PROBLEM STATEMENT
Every line of the data that contains the string "index" must be copied.

RECORDED INFORMATION
---*---

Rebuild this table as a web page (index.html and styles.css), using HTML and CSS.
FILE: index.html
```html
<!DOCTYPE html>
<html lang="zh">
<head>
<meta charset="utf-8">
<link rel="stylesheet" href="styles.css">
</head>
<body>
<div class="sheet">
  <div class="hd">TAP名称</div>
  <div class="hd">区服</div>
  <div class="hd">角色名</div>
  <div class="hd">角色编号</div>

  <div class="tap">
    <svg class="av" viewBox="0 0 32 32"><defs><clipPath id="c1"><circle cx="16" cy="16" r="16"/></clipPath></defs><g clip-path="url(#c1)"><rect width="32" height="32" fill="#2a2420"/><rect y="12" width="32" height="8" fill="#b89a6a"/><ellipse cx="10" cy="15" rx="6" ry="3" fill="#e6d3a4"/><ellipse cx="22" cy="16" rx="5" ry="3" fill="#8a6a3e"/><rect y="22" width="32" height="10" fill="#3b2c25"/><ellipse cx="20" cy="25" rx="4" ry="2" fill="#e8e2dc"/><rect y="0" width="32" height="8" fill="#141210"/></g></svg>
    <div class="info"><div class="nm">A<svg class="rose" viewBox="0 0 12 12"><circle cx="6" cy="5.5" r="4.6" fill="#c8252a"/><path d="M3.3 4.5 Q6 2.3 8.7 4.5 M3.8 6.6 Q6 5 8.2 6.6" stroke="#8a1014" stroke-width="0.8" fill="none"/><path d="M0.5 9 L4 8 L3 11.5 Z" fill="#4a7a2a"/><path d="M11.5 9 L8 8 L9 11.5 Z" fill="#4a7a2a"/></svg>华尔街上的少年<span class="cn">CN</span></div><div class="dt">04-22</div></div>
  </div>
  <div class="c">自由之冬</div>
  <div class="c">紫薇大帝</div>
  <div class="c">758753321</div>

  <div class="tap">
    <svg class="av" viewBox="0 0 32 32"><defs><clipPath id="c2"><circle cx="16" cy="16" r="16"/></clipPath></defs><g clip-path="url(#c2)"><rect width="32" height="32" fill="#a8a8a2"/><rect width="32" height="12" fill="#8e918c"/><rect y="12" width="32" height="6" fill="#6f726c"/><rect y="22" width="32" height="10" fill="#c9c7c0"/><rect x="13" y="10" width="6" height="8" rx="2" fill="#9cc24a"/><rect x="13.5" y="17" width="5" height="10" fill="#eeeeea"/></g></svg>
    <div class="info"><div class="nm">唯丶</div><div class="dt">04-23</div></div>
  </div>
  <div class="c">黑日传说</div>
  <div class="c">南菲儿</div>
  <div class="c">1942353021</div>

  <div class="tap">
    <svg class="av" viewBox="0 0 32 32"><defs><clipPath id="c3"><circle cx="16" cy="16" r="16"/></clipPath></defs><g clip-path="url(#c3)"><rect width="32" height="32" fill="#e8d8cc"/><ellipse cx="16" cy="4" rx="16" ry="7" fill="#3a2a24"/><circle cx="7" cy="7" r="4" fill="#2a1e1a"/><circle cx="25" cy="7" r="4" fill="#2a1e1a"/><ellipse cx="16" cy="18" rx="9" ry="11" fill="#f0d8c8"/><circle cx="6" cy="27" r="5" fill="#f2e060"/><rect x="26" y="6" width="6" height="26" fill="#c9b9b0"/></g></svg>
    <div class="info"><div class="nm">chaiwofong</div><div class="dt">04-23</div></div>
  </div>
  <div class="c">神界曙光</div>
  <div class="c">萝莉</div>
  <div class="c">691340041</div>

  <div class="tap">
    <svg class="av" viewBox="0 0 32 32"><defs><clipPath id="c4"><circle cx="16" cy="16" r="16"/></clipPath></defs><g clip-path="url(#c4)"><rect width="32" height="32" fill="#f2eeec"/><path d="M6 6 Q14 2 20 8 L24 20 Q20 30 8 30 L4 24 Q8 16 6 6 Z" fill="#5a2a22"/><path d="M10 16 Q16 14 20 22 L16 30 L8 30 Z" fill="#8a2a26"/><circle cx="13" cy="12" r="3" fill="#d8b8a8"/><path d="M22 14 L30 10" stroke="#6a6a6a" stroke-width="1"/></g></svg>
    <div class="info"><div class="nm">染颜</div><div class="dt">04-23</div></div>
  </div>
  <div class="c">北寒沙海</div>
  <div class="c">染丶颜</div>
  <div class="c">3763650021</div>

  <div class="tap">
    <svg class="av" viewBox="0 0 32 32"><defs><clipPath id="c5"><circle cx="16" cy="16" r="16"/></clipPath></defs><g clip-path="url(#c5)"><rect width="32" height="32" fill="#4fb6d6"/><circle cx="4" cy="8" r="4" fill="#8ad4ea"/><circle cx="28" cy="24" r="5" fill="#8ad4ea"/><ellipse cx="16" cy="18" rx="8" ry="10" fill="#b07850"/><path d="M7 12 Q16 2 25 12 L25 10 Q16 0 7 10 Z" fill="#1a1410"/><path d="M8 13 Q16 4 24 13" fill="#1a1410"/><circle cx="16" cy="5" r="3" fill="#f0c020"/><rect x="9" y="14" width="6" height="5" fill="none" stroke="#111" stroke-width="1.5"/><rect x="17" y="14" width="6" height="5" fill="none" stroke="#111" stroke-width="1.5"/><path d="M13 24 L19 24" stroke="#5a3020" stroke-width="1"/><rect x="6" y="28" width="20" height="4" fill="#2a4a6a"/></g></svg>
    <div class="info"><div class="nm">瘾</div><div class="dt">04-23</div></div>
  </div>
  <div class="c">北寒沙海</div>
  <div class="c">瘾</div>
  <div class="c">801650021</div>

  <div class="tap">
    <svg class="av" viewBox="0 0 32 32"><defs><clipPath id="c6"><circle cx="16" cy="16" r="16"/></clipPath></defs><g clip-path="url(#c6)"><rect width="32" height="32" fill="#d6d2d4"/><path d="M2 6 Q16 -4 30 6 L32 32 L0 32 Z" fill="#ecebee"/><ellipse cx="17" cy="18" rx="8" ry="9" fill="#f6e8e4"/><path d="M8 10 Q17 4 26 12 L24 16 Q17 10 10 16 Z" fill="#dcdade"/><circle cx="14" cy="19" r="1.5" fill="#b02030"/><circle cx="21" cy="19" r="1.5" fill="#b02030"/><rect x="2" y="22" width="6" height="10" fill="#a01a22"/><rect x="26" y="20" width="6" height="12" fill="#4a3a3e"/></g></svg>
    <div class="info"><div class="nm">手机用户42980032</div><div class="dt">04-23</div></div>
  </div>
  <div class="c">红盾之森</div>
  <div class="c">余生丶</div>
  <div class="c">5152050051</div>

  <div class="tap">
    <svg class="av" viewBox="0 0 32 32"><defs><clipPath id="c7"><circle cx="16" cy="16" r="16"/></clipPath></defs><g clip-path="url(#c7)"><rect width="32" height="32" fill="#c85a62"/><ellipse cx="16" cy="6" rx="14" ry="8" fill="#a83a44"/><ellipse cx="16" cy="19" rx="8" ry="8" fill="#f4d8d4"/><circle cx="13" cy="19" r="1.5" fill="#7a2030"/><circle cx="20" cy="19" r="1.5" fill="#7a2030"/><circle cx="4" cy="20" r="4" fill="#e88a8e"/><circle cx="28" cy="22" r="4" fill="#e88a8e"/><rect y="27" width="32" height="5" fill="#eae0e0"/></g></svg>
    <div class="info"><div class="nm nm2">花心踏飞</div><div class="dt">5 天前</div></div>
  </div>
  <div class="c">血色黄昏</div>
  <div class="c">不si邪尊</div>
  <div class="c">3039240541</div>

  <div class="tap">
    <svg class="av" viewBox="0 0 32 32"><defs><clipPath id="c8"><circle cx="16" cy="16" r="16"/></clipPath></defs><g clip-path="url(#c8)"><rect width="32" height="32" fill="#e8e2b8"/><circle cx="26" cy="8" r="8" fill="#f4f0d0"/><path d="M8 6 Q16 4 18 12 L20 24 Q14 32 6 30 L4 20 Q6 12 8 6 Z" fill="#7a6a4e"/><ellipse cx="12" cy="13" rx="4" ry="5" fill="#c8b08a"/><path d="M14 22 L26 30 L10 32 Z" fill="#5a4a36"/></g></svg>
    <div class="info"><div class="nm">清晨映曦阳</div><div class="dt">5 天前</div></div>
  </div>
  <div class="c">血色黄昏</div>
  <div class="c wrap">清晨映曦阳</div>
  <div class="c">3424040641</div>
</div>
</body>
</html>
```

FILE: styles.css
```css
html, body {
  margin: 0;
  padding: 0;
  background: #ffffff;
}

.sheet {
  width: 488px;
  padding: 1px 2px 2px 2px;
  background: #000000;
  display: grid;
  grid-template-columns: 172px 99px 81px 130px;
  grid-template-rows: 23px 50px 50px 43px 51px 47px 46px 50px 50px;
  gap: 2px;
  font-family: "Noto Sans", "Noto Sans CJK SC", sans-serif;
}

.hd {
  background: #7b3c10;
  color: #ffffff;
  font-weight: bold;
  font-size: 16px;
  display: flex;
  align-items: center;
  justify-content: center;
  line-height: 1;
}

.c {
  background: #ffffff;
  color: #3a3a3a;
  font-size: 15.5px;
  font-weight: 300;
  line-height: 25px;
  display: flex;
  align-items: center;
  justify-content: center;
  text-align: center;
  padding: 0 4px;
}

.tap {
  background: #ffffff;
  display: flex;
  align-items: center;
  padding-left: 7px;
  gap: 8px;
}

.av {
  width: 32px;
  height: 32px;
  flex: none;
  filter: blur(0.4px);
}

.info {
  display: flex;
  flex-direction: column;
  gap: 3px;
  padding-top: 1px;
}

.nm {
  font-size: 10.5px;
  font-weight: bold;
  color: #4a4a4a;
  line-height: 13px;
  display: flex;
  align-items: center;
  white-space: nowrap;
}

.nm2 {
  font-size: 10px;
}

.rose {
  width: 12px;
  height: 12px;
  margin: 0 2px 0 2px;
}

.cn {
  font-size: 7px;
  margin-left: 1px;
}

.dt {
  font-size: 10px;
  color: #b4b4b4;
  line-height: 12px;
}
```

---*---

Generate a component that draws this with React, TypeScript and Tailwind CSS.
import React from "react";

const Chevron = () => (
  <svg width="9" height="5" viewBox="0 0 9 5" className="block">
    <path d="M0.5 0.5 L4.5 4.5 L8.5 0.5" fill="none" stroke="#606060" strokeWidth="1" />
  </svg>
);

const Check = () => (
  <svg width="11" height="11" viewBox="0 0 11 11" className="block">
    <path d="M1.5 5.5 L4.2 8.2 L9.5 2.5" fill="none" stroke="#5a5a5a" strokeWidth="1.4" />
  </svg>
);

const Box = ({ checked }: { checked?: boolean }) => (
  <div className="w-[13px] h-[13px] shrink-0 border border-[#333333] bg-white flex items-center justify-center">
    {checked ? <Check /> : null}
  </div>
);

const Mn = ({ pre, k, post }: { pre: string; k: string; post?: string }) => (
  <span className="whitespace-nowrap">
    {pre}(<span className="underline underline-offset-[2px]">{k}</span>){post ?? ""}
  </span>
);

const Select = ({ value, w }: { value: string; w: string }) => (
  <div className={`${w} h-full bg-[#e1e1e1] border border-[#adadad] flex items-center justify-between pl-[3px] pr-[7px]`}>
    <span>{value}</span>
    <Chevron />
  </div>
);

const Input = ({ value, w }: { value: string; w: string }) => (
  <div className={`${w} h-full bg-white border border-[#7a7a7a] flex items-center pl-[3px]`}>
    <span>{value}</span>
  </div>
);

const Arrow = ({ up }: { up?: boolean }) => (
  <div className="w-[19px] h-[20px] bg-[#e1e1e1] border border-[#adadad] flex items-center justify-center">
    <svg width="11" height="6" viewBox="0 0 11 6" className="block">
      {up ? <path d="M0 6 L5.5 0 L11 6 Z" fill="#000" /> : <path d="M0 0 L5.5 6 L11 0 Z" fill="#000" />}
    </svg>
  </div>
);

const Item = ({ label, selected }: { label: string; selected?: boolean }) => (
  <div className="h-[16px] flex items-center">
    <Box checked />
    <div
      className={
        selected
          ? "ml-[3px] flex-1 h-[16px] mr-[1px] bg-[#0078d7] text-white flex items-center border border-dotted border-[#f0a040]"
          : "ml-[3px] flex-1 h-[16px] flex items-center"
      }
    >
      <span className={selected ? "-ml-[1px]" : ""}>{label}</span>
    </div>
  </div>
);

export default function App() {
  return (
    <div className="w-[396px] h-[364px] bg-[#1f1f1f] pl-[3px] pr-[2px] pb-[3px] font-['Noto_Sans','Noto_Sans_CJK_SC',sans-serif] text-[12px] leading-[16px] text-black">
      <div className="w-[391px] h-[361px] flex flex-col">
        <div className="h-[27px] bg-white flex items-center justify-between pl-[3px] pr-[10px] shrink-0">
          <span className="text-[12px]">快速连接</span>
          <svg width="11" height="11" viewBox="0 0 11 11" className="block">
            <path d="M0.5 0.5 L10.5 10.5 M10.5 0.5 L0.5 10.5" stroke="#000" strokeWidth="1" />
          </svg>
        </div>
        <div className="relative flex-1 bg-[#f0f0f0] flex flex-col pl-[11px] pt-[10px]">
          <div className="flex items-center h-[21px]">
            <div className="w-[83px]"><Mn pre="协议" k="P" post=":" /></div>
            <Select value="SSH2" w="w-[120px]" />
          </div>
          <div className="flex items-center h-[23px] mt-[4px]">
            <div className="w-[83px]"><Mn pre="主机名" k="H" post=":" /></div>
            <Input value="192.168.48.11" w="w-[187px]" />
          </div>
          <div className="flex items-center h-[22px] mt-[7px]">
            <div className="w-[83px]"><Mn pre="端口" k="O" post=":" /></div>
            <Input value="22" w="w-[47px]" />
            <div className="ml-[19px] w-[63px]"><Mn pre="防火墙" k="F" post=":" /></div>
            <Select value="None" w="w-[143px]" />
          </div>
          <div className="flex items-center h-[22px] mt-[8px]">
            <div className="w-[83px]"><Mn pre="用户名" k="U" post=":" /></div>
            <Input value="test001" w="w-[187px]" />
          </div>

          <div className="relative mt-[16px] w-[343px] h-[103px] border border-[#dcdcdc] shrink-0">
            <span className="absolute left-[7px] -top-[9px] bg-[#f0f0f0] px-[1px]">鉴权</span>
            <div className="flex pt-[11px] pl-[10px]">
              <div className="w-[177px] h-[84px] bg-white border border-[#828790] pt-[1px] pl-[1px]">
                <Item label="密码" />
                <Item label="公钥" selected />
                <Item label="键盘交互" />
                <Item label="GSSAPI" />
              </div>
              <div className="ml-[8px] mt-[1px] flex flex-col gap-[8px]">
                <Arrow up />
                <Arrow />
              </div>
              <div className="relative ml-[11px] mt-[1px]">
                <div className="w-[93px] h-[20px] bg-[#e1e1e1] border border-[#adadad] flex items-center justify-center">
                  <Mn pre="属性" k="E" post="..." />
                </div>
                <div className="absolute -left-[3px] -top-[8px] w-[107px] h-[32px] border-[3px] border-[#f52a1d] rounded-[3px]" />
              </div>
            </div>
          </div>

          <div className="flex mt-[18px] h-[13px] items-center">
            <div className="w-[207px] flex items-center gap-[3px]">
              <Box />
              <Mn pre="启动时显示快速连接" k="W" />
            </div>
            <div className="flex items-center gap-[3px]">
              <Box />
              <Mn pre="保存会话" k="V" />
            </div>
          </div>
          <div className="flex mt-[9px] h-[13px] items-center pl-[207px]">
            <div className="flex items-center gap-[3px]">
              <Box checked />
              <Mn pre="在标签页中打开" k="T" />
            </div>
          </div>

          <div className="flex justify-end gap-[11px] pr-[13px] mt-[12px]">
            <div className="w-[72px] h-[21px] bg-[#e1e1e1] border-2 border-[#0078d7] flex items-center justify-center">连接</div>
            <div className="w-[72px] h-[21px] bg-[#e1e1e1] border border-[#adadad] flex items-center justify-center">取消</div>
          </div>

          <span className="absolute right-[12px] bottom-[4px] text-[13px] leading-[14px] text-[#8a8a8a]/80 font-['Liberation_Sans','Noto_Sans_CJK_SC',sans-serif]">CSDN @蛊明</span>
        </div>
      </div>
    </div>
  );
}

---*---

EXERCISE SOLUTION
Rebuild this table as a web page (index.html and styles.css), using HTML and CSS.
FILE: index.html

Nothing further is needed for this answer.